TASK REQUIREMENTS —
Set the data down again, exactly as it reads, but without the pictures.

DATA —

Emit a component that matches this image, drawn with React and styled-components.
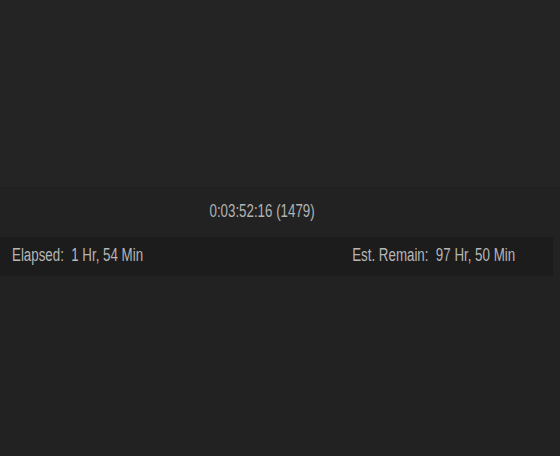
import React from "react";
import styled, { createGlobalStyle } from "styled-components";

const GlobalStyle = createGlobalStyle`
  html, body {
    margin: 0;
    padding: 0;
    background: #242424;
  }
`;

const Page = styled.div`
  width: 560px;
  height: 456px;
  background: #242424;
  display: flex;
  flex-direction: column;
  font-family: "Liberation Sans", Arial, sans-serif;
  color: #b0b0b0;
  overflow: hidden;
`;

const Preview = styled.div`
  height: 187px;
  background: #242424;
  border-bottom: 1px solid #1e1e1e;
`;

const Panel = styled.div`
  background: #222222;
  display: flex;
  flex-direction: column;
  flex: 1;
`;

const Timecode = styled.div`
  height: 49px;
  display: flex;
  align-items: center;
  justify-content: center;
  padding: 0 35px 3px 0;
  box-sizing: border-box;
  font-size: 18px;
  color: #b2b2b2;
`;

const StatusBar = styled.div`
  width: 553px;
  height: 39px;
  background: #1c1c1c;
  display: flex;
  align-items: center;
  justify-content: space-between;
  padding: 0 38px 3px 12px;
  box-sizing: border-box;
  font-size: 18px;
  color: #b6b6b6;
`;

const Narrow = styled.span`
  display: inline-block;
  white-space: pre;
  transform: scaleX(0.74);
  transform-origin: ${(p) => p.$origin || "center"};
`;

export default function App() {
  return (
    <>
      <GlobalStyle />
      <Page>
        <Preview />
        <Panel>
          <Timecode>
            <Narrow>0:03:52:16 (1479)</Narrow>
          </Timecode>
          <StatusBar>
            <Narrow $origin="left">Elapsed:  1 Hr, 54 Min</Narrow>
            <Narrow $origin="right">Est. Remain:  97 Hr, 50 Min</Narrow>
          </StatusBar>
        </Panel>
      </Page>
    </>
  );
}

TASK ANSWER —
Emit a component that matches this image, drawn with React and styled-components.
import React from "react";
import styled, { createGlobalStyle } from "styled-components";

const GlobalStyle = createGlobalStyle`
  html, body {
    margin: 0;
    padding: 0;
    background: #242424;
  }
`;

const Page = styled.div`
  width: 560px;
  height: 456px;
  background: #242424;
  display: flex;
  flex-direction: column;
  font-family: "Liberation Sans", Arial, sans-serif;
  color: #b0b0b0;
  overflow: hidden;
`;

const Preview = styled.div`
  height: 187px;
  background: #242424;
  border-bottom: 1px solid #1e1e1e;
`;

const Panel = styled.div`
  background: #222222;
  display: flex;
  flex-direction: column;
  flex: 1;
`;

const Timecode = styled.div`
  height: 49px;
  display: flex;
  align-items: center;
  justify-content: center;
  padding: 0 35px 3px 0;
  box-sizing: border-box;
  font-size: 18px;
  color: #b2b2b2;
`;

const StatusBar = styled.div`
  width: 553px;
  height: 39px;
  background: #1c1c1c;
  display: flex;
  align-items: center;
  justify-content: space-between;
  padding: 0 38px 3px 12px;
  box-sizing: border-box;
  font-size: 18px;
  color: #b6b6b6;
`;

const Narrow = styled.span`
  display: inline-block;
  white-space: pre;
  transform: scaleX(0.74);
  transform-origin: ${(p) => p.$origin || "center"};
`;

export default function App() {
  return (
    <>
      <GlobalStyle />
      <Page>
        <Preview />
        <Panel>
          <Timecode>
            <Narrow>0:03:52:16 (1479)</Narrow>
          </Timecode>
          <StatusBar>
            <Narrow $origin="left">Elapsed:  1 Hr, 54 Min</Narrow>
            <Narrow $origin="right">Est. Remain:  97 Hr, 50 Min</Narrow>
          </StatusBar>
        </Panel>
      </Page>
    </>
  );
}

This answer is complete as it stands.